ELPS’s official non-discrimination statement states, “In accordance with federal civil rights law and U.S. Department of Agriculture (USDA) civil rights regulations and policies, this institution is prohibited from discriminating on the basis of race, color, national origin, sex (including gender identity and sexual orientation), disability, age, or reprisal or retaliation for prior civil rights activity.”


Rallying for gender equality

The first day Ellery Scales (10) stepped on the tennis court, she fell in love with the sport. She joined her first co-ed tennis class when she was nine and when she looked around the class, she couldn’t help but notice how few girls there were in comparison to guys. It wasn’t an issue until they started to actually learn to play.

“It was pretty clear that the coach thought that the guys were just better players,” Scales said. “He used them for the demos and examples and he would just play them more.”

Whenever they played, there was always some level of inequality that Scales found troubling. It didn’t stop her, though. She continued on and as soon as she got to high school, she began practicing and playing with the tennis team and got onto varsity her freshman year.

“I love my coach and I love my team,” Scales said. “I always feel like tennis is an accepting sport, I never felt like the players themselves made me feel uncomfortable or like I was smaller.”

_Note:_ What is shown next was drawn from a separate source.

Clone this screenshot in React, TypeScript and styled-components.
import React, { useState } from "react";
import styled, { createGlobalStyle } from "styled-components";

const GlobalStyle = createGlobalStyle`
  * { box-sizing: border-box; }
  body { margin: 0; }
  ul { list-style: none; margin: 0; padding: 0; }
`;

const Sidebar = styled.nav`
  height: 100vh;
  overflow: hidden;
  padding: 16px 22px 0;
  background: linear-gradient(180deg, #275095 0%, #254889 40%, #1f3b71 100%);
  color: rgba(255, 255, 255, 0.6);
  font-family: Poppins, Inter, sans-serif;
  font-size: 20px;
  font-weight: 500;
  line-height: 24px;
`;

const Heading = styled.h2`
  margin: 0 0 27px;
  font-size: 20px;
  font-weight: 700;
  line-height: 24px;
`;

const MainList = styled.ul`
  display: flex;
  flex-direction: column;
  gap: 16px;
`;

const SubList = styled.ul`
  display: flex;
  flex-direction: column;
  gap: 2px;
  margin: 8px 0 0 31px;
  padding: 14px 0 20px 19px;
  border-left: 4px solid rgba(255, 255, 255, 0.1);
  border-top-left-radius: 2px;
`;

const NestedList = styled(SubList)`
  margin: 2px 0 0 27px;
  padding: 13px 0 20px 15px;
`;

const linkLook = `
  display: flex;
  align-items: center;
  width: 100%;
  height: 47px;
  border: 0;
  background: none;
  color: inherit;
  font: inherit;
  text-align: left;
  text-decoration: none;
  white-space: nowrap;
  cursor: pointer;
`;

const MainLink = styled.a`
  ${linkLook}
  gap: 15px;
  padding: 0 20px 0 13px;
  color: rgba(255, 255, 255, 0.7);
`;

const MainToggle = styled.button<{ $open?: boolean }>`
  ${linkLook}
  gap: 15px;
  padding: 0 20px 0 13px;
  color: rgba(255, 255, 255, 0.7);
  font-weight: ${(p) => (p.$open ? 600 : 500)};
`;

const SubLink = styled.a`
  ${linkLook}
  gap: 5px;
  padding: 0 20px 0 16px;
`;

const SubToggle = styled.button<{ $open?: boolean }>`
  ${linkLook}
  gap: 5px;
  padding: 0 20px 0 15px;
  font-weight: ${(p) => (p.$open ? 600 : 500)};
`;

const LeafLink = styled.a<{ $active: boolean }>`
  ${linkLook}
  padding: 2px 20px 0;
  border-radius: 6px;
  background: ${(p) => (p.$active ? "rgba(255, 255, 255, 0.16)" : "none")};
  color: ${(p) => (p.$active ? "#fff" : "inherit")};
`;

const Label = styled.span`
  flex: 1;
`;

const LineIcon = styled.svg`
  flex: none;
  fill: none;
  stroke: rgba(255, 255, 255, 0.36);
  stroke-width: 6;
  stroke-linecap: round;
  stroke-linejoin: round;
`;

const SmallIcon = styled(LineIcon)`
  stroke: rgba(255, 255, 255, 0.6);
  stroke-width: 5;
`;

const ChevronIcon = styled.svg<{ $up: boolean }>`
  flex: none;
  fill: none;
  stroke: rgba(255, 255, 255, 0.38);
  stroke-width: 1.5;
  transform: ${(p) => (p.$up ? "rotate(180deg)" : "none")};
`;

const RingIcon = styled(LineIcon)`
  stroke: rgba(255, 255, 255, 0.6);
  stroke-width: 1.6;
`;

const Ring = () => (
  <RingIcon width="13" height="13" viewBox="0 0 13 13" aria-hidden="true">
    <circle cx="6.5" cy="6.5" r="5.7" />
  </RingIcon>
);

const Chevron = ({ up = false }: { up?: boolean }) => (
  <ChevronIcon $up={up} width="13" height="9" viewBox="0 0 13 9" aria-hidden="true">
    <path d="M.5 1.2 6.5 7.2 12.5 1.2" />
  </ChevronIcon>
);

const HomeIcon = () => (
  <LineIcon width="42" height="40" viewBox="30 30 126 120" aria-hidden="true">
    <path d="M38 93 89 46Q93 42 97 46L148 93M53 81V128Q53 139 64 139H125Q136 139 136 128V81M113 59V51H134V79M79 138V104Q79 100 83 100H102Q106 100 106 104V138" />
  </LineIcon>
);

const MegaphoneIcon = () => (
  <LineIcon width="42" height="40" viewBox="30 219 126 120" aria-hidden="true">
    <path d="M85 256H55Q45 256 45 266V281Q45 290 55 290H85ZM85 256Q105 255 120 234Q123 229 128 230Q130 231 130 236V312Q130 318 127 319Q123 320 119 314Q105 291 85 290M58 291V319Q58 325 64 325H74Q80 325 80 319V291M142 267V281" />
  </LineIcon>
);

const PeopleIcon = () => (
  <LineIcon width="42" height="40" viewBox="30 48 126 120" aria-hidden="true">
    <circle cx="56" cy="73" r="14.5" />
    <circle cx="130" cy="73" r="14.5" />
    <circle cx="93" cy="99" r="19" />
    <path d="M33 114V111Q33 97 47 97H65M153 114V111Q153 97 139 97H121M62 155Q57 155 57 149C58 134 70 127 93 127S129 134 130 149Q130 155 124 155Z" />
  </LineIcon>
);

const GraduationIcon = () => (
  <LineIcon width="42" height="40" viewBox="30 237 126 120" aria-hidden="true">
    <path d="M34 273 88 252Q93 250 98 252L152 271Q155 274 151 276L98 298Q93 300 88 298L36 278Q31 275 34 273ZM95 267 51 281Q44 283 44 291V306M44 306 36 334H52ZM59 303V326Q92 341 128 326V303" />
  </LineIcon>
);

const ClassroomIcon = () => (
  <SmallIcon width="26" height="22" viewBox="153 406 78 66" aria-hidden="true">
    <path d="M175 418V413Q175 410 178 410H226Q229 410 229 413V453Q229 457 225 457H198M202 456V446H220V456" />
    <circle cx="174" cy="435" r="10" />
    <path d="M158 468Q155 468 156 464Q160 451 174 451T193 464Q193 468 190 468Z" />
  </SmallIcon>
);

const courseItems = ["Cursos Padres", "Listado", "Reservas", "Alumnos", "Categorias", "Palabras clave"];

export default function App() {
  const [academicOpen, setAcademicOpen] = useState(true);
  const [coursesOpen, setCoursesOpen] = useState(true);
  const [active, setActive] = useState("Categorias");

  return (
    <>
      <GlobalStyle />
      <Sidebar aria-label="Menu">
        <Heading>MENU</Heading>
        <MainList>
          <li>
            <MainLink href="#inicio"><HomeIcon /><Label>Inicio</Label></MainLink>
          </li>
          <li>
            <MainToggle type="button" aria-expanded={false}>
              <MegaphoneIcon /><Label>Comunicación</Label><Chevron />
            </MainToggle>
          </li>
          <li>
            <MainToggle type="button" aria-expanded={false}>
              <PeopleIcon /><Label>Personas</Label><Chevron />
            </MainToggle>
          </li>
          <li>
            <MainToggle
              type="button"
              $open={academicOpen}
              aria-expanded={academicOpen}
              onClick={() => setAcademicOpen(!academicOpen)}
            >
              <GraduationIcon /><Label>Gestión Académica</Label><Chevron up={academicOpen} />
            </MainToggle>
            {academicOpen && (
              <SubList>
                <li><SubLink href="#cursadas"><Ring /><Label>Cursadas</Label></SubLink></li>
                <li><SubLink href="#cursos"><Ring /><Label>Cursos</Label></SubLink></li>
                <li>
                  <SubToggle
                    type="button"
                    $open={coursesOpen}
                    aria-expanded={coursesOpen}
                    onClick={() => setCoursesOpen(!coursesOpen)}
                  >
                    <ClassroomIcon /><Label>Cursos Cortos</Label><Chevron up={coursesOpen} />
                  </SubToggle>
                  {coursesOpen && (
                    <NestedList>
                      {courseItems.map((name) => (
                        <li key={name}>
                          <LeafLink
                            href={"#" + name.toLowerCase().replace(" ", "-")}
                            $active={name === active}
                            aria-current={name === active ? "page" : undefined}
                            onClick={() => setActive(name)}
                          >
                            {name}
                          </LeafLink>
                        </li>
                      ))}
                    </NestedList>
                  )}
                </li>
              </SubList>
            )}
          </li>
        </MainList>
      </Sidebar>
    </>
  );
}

She is especially grateful for the fact that her coach is a woman because it helps avoid discrimination and inequality because she recognizes that they’re all girls in similar situations. Scales thinks if she was still participating in a co-ed class, there would be a high likelihood that she would see more of a difference between the treatment of girls and guys in the sport, especially if taught by a male coach.

“It feels like every male teacher I’ve had prioritizes the guy players over the girl players and makes sure they’re progressing fast and that they’re on track,” Scales said.

Despite not still explicitly experiencing inequality, Scales still can see it happening at the school when it comes to advertising especially. Not only does she see less girls and women represented in sports, but she’s noticed that their successes are celebrated less publicly than the guys’ teams.

“It feels like a lot of the time girl’s sports are diminished, we have a lot of great girl athletes,” Scales said. “I mean, [the varsity tennis team] went to States last year, it’s not like we’re not good and it’s not that people don’t want to see us, I think it’s an issue with advertisement.”

Sprinting to catch up

The story is familiar to Carmela Watson (11), who has run on the school’s cross country and track and field teams since middle school. She finds that the girls’ team is much smaller than the guys’ team and it’s mostly up to them to grow the numbers.

“I think that if we want more girls on the team, we’ll go and recruit them ourselves because the coaches aren’t really trying to get girls to run,” Watson said. “And we’ve tried to talk to the athletic director and she doesn’t really do a whole lot for us. But we try to help each other when we need it.”

After the suspension of the girls’ coach last year at the beginning of the track and field season, they were left in the dark when it came to instruction. The boys still had a coach and they received directions that the girls ended up following too. 

“We would just have to try to follow what the guys were doing,” Watson said. “It felt like the coaches would just tell the guys what to do and then we would just have to watch and learn.”

When they did get a coach though, Watson was grateful, especially because their new coach is a woman. She says that she feels most comfortable around Coach Hub and feels like she can go to her for anything, whether running related or not. The girls team already had a strong relationship, and luckily, the addition of a new coach didn’t take away from that.

“I would say, I think that the community of girls we have is really nice. We’re just like a family,” Watson said.


Interview with Joanne Gerstner

Joanne Gerstner is a sports journalist, researcher, and award-winning author. In 2021, Gerstner was inducted into the Michigan Journalism Hall of Fame and was appointed Commissioner to Michigan’s Task Force on Women in Sports, for a three-year term in 2019 by Gov. Gretchen Whitmer. She is currently the Brandt Fellow Sports Journalist in Residence at the School of Journalism at Michigan State University. 


Q: In your experience, what is the disparity that you have seen between men and women when it comes to sports?

A: The disparity is situational. Girls do not, on average, get the same opportunity as boys to have as many chances to play, receive the same levels of funding/equipment/coaching expertise. Title IX covers public schools, and when a school/community determines that boys sports, like football, are more important, then they will be. Girls participate in sports, and stay in sports, at much lower rates than boys.


Q: Has there been tangible change in equality in athletics over recent years?

A: Things have definitely gotten better over the years. Parents support their daughters being athletes, and the change in societal will has led to changes. Also, a significant change is the moms of today’s high schoolers were likely athletes themselves. AKA, the Title IX rules were in effect for them. So the mental change to seeing girls as athletes is huge. That in turn leads to the demand and need for schools to provide opportunities for participation.


Q: What is there still to fix? What kind of solutions would you see best fit, having been in the field for so long?

A: Everything needs to be fixed. More opportunities, more coaches/funding/facilities, more women coaching and athletic directors. Everything has room to improve. We, as the public, need to monitor our schools and demand reforms for our daughters.